For the past few years, we have seen a pattern where Mondays are the most active day for email opt-outs, with the daily percentages slowly dropping each day through Saturday, with a slight uptick on Sunday. While this pattern held true in 2020, taking a more detailed look at the individual days showed that the activity on every day of the week shifted toward the average.
So, some days (like Monday) saw a slightly lower percentage, while other days (like Saturday and Sunday) rose. One logical reason for the days to shift toward the average might be the simple fact that for many people, days tended to blur together in 2020 - I know they did for me. When you don’t have the natural rhythms of leaving the house for various tasks (work-related or personal) I know a lot of people who said that one day was a lot like any other.
When we look at activity on an hourly basis, we have always seen a consistent curve where opt-out activity slowly ramps up as people wake up in the morning, peaks around lunchtime, and then slowly tapers off through the afternoon and overnight. Then it repeats the next day.
While we see the curve change just slightly on weekends, it still remains largely the same. In 2020, the general shape stayed the same. However, we saw activity ramp up more quickly in the morning, peak around 10:00-11:00 AM Central time, and then gradually taper off through the rest of the day.
The shift in hourly activity can likely be attributed to people getting into "work mode" earlier in the day, as they don’t have to deal with the usual commute and transition time into the office.
What Technology Consumers Use to Opt-out
We look at a variety of data points with regard to the technology (hardware and software, etc.) associated with every email opt-out. So, each year, we look at trends across device types (mobile vs. desktop, operating system, browser, and email domain, among other factors). What impact would the work-and-stay-at-home aspects of 2020 have on this type of data?

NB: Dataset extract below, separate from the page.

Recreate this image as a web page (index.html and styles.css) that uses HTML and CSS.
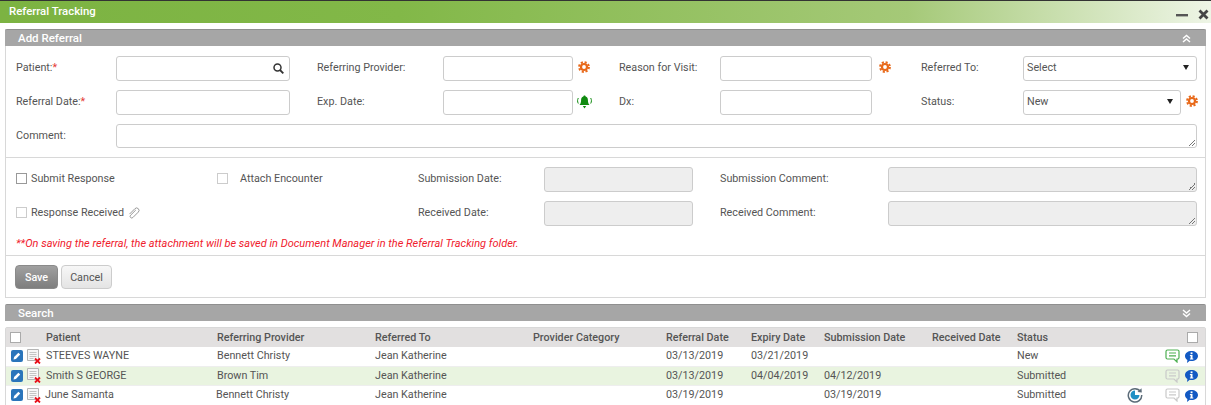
FILE: index.html
```html
<!DOCTYPE html>
<html lang="en">
<head>
    <meta charset="UTF-8">
    <title>Referral Tracking</title>
    <link rel="stylesheet" href="styles.css">
</head>
<body>
    <svg class="defs" width="0" height="0">
        <symbol id="gear" viewBox="0 0 12 12">
            <circle cx="6" cy="6" r="3" fill="none" stroke="#e8691a" stroke-width="2.2"/>
            <circle cx="6" cy="6" r="4.900" fill="none" stroke="#e8691a" stroke-width="2" stroke-dasharray="2.100 1.750"/>
        </symbol>
        <symbol id="edit" viewBox="0 0 12 12">
            <rect width="12" height="12" rx="2" fill="#2a75bb"/>
            <path d="M2.5 9.5l.6-2.4 4.3-4.3 1.8 1.8-4.3 4.3z" fill="#fff"/>
        </symbol>
        <symbol id="note-x" viewBox="0 0 14 15">
            <path d="M.5.5h11v11H.5z" fill="#f7f7f7" stroke="#b5b5b5"/>
            <path d="M2.500 3.500h7M2.500 5.500h7M2.500 7.500h7M2.500 9.500h4" stroke="#c4c4c4"/>
            <path d="M8 9.500l5 5M13 9.500l-5 5" stroke="#e8101a" stroke-width="1.800"/>
        </symbol>
        <symbol id="comment" viewBox="0 0 15 14">
            <path d="M2.5 1h10A1.5 1.5 0 0 1 14 2.500v6a1.500 1.500 0 0 1-1.500 1.500H12v3l-3-3H2.500A1.500 1.500 0 0 1 1 8.500v-6A1.500 1.500 0 0 1 2.500 1z" fill="none" stroke="currentColor" stroke-width="1.200"/>
            <path d="M4 4h7M4 6.800h7" stroke="currentColor" stroke-width="1.200"/>
        </symbol>
        <symbol id="info" viewBox="0 0 13 13">
            <path d="M6.500 1C10 1 13 3 13 6s-3 5-6.500 5c-.6 0-1.200 0-1.700-.2L2 13l.4-3.100C.9 9 0 7.600 0 6c0-3 3-5 6.500-5z" fill="#1259c3"/>
            <rect x="5.600" y="2.400" width="1.900" height="1.800" fill="#fff"/>
            <path d="M4.900 5h2.600v3.600h.8v1H4.900v-1h.7V6h-.7z" fill="#fff"/>
        </symbol>
    </svg>

    <header class="title-bar">
        <span>Referral Tracking</span>
        <div class="win-btns">
            <svg width="12" height="11" viewBox="0 0 12 11"><path d="M0 5h12v2.400H0z" fill="#555"/></svg>
            <svg width="11" height="11" viewBox="0 0 11 11"><path d="M1.500 1.500l8 8M9.500 1.500l-8 8" stroke="#444" stroke-width="2.800"/></svg>
        </div>
    </header>

    <section class="panel add-panel">
        <div class="panel-head">
            <span>Add Referral</span>
            <svg width="9" height="9" viewBox="0 0 9 9"><path d="M1 4.500l3.500-3 3.500 3M1 8l3.500-3 3.500 3" fill="none" stroke="#fff" stroke-width="1.500"/></svg>
        </div>

        <div class="form-top">
            <label class="lbl">Patient:<b>*</b></label>
            <div class="field search-field">
                <svg width="11" height="11" viewBox="0 0 11 11"><circle cx="4.500" cy="4.500" r="3.500" fill="none" stroke="#333" stroke-width="1.500"/><path d="M7 7l3.300 3.300" stroke="#333" stroke-width="1.800"/></svg>
            </div>
            <label class="lbl gap-left">Referring Provider:</label>
            <div class="field"></div>
            <svg class="side-icon"><use href="#gear"/></svg>
            <label class="lbl">Reason for Visit:</label>
            <div class="field"></div>
            <svg class="side-icon wide"><use href="#gear"/></svg>
            <label class="lbl">Referred To:</label>
            <div class="field select-field span-2"><span>Select</span><i class="caret"></i></div>

            <label class="lbl">Referral Date:<b>*</b></label>
            <div class="field"></div>
            <label class="lbl gap-left">Exp. Date:</label>
            <div class="field"></div>
            <svg class="side-icon bell" viewBox="0 0 15 14">
                <path d="M7.500 .5c.7 0 1 .4 1.100 1 1.600.4 2.300 1.700 2.300 3.500 0 2.800.8 4 1.600 5H2.500c.8-1 1.600-2.200 1.600-5 0-1.800.7-3.100 2.300-3.500.1-.6.400-1 1.100-1z" fill="#0f8a0f"/>
                <path d="M5.800 11h3.400l-1.700 2.500z" fill="#0f8a0f"/>
                <path d="M1.300 3c-1 2-1 3.500 0 5.500M13.700 3c1 2 1 3.500 0 5.500" fill="none" stroke="#0f8a0f"/>
            </svg>
            <label class="lbl">Dx:</label>
            <div class="field"></div>
            <span></span>
            <label class="lbl">Status:</label>
            <div class="field select-field"><span>New</span><i class="caret"></i></div>
            <svg class="side-icon"><use href="#gear"/></svg>

            <label class="lbl">Comment:</label>
            <div class="field comment-field resize"></div>
        </div>

        <div class="form-mid">
            <label class="check-cell"><i class="box dark"></i>Submit Response</label>
            <label class="check-cell attach"><i class="box"></i>Attach Encounter</label>
            <label class="lbl">Submission Date:</label>
            <div class="field off"></div>
            <label class="lbl gap-left">Submission Comment:</label>
            <div class="field off resize"></div>

            <label class="check-cell"><i class="box"></i>Response Received
                <svg class="clip" width="12" height="12" viewBox="0 0 12 12"><path d="M7.500 2L2.300 7.200a1.600 1.600 0 0 0 2.300 2.300L10 4.100a2.400 2.400 0 0 0-3.400-3.400L1.200 6.100" transform="translate(.3 1)" fill="none" stroke="#999"/></svg>
            </label>
            <span></span>
            <label class="lbl">Received Date:</label>
            <div class="field off"></div>
            <label class="lbl gap-left">Received Comment:</label>
            <div class="field off resize"></div>

            <p class="note">**On saving the referral, the attachment will be saved in Document Manager in the Referral Tracking folder.</p>
        </div>

        <div class="form-btns">
            <button class="btn btn-save">Save</button>
            <button class="btn">Cancel</button>
        </div>
    </section>

    <section class="panel-search">
        <div class="panel-head">
            <span>Search</span>
            <svg width="9" height="9" viewBox="0 0 9 9"><path d="M1 1l3.500 3 3.500-3M1 4.500l3.500 3 3.500-3" fill="none" stroke="#fff" stroke-width="1.500"/></svg>
        </div>

        <div class="grid-table">
            <div class="tr th">
                <i class="box white"></i><span></span>
                <span>Patient</span><span>Referring Provider</span><span>Referred To</span><span>Provider Category</span>
                <span>Referral Date</span><span>Expiry Date</span><span>Submission Date</span><span>Received Date</span><span>Status</span>
                <span></span><i class="box white"></i>
            </div>
            <div class="tr">
                <svg class="ic-edit"><use href="#edit"/></svg><svg class="ic-note"><use href="#note-x"/></svg>
                <span>STEEVES WAYNE</span><span>Bennett Christy</span><span>Jean Katherine</span><span></span>
                <span>03/13/2019</span><span>03/21/2019</span><span></span><span></span><span>New</span>
                <span></span>
                <div class="row-icons"><svg class="ic-comment on"><use href="#comment"/></svg><svg class="ic-info"><use href="#info"/></svg></div>
            </div>
            <div class="tr green">
                <svg class="ic-edit"><use href="#edit"/></svg><svg class="ic-note"><use href="#note-x"/></svg>
                <span>Smith S GEORGE</span><span>Brown Tim</span><span>Jean Katherine</span><span></span>
                <span>03/13/2019</span><span>04/04/2019</span><span>04/12/2019</span><span></span><span>Submitted</span>
                <span></span>
                <div class="row-icons"><svg class="ic-comment"><use href="#comment"/></svg><svg class="ic-info"><use href="#info"/></svg></div>
            </div>
            <div class="tr last">
                <svg class="ic-edit"><use href="#edit"/></svg><svg class="ic-note"><use href="#note-x"/></svg>
                <span>June Samanta</span><span>Bennett Christy</span><span>Jean Katherine</span><span></span>
                <span>03/19/2019</span><span></span><span>03/19/2019</span><span></span><span>Submitted</span>
                <svg class="ic-refresh" width="16" height="16" viewBox="0 0 16 16">
                    <path d="M13.500 4.500A6.700 6.700 0 1 0 14.700 8" fill="none" stroke="#5b6b78" stroke-width="1.500"/>
                    <path d="M10.500 5l4.300.5-.3-4.300z" fill="#5b6b78"/>
                    <path d="M8 3.500V8h4.500A4.500 4.500 0 1 1 8 3.500z" fill="#1f8fc4"/>
                </svg>
                <div class="row-icons"><svg class="ic-comment"><use href="#comment"/></svg><svg class="ic-info"><use href="#info"/></svg></div>
            </div>
        </div>
    </section>
</body>
</html>
```

FILE: styles.css
```css
* {
    box-sizing: border-box;
}
body {
    margin: 0;
    height: 405px;
    overflow: hidden;
    background: #fff;
    font-family: Roboto, "Liberation Sans", sans-serif;
    font-size: 10.75px;
    color: #555;
}
.defs {
    position: absolute;
}
.title-bar {
    height: 23px;
    display: flex;
    align-items: center;
    justify-content: space-between;
    padding: 0 2px 2px 9px;
    border-top: 1px solid #333;
    background: linear-gradient(to right, #7cb342 0%, #82b848 33%, #a5c978 75%, #eef5e6 100%);
    color: #fff;
    font-size: 11.4px;
    font-weight: 500;
}
.win-btns {
    display: flex;
    gap: 10px;
    padding-top: 7px;
}
.panel {
    margin: 6px 5px 0;
    border: 1px solid #d8d8d8;
    border-top: 0;
    height: 269px;
}
.panel-search {
    margin: 6px 5px 0;
}
.panel-head {
    height: 17px;
    display: flex;
    align-items: center;
    justify-content: space-between;
    padding: 0 15px 0 13px;
    background: #a6a6a6;
    border-top: 1px solid #8f8f8f;
    border-radius: 2px 2px 0 0;
    color: #fff;
    font-size: 11.5px;
    font-weight: 500;
}
.add-panel .panel-head {
    margin: 0 -1px;
}
.form-top {
    display: grid;
    grid-template-columns: 100px 174px 153px 130px 46px 101px 152px 49px 102px 158px 16px;
    grid-template-rows: 25px 25px 24px;
    row-gap: 9px;
    align-items: center;
    padding: 10px 0 9px 10px;
    border-bottom: 1px solid #d8d8d8;
}
.lbl {
    white-space: nowrap;
    margin-bottom: 2px;
}
.gap-left {
    margin-left: 27px;
}
.lbl b {
    color: #e53935;
    font-weight: 400;
}
.field {
    height: 100%;
    background: #fff;
    border: 1px solid #ccc;
    border-radius: 3px;
    position: relative;
}
.search-field {
    display: flex;
    align-items: center;
    justify-content: flex-end;
    padding-right: 5px;
}
.select-field {
    display: flex;
    align-items: center;
    justify-content: space-between;
    padding: 0 7px 2px 3px;
}
.span-2 {
    grid-column: span 2;
}
.caret {
    width: 0;
    height: 0;
    border: 3px solid transparent;
    border-top: 5px solid #222;
    border-bottom: 0;
}
.side-icon {
    width: 12px;
    height: 12px;
    margin: 0 0 3px 5px;
}
.side-icon.wide {
    margin-left: 7px;
}
.side-icon.bell {
    width: 15px;
    height: 14px;
    margin: 0 0 2px 4px;
}
.comment-field {
    grid-column: 2 / -1;
}
.resize::after {
    content: "";
    position: absolute;
    right: 1px;
    bottom: 1px;
    width: 7px;
    height: 7px;
    background: linear-gradient(135deg, transparent 50%, #777 50%, #777 58%, transparent 58%, transparent 75%, #777 75%, #777 83%, transparent 83%);
}
.form-mid {
    display: grid;
    grid-template-columns: 201px 201px 126px 149px 195px 309px;
    grid-template-rows: 25px 25px;
    row-gap: 9px;
    align-items: center;
    padding: 9px 0 0 10px;
    height: 98px;
    border-bottom: 1px solid #d8d8d8;
}
.check-cell {
    display: flex;
    align-items: center;
    white-space: nowrap;
    margin-bottom: 2px;
}
.attach .box {
    margin-right: 12px;
}
.box {
    flex: none;
    display: block;
    width: 11px;
    height: 11px;
    margin-right: 4px;
    background: #fff;
    border: 1px solid #ccc;
}
.box.dark {
    border-color: #999;
}
.box.white {
    margin: 0;
    border-color: #aaa;
}
.clip {
    margin-left: 4px;
}
.off {
    background: #eee;
}
.note {
    grid-column: 1 / -1;
    margin: -3px 0 0;
    color: #f0202c;
    font-size: 11px;
    font-style: italic;
}
.form-btns {
    display: flex;
    gap: 3px;
    padding: 9px 0 0 9px;
}
.btn {
    height: 24px;
    width: 51px;
    padding: 0;
    background: linear-gradient(#f7f7f7, #e4e4e4);
    border: 1px solid #ccc;
    border-radius: 4px;
    font: inherit;
    color: #555;
}
.btn-save {
    width: 43px;
    background: linear-gradient(#a0a0a0, #7e7e7e);
    border-color: #8a8a8a;
    color: #fff;
    font-weight: 500;
}
.grid-table {
    margin-top: 6px;
    border: 1px solid #d8d8d8;
    border-radius: 2px 2px 0 0;
}
.tr {
    display: grid;
    grid-template-columns: 17px 18px 171px 158px 158px 133px 85px 73px 108px 85px 110px 16px 1fr;
    align-items: center;
    height: 19.5px;
    padding-left: 5px;
    border-bottom: 1px solid #eee;
    white-space: nowrap;
}
.tr span {
    margin-bottom: 1px;
}
.th {
    height: 19px;
    background: #e2e0e0;
    font-weight: 500;
    border-bottom: 0;
}
.th > .box:first-child {
    margin-left: -1px;
}
.th > .box:last-child {
    justify-self: end;
    margin-right: 7px;
}
.green {
    background: #e9f4e0;
}
.last {
    border-bottom: 1px solid #ddd;
}
.ic-edit {
    width: 12px;
    height: 12px;
}
.ic-note {
    width: 14px;
    height: 15px;
    margin-left: -1px;
}
.last span:nth-of-type(1),
.last span:nth-of-type(2) {
    margin-left: -1px;
}
.row-icons {
    display: flex;
    gap: 5px;
    align-items: center;
    justify-content: flex-end;
    padding-right: 7px;
}
.ic-comment {
    width: 15px;
    height: 14px;
    color: #c9c9c9;
}
.ic-comment.on {
    color: #4caf50;
}
.ic-info {
    width: 13px;
    height: 13px;
}
```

For years, we have all watched internet access shift toward mobile devices, as people use their smartphones to surf the web, access apps, and check email. The trend toward more mobile activity and a reduction in desktop activity has been a consistent trend for years.
However, we saw this trend change in 2020 as opt-out activity on mobile devices dropped from 2019 (74% to 67%). We saw this shift reflected in data across operating systems and browsers as well, as more email recipients used a desktop device to opt-out of email campaigns than in previous years.
While the majority of Opt-Out activity still came from mobile devices, we had not previously seen a year where mobile activity dropped, in comparison to desktop.
This is probably the biggest single indicator of the impacts of 2020 on Opt-Out behavior. When people spend the vast majority of their time at home, month after month, it makes sense that they would use their mobile devices less and there would be a comparable increase in the use of their home computers.
However, the fact that mobile still made up 67% of Opt-Out activity also tells a pretty powerful story that even while we’re at home, we are still largely mobile-first consumers. We're checking email, social media, news, etc., on our phones, even as our computers are just a few steps away in our offices or on our dining tables.
Wrapping it up
Clearly, 2020 was a year unlike any that email marketers have seen before. As we get deeper into 2021 and more people get back to some version of a normal daily routine, including driving to an office at least a few days a week or spending more time out of the house in general, it will be fascinating to see how consumer behavior changes.
Will people largely shift back to pre-2020 behaviors or will some changes stick? We won’t know for sure until later in the year or in early 2022, when we run a new analysis.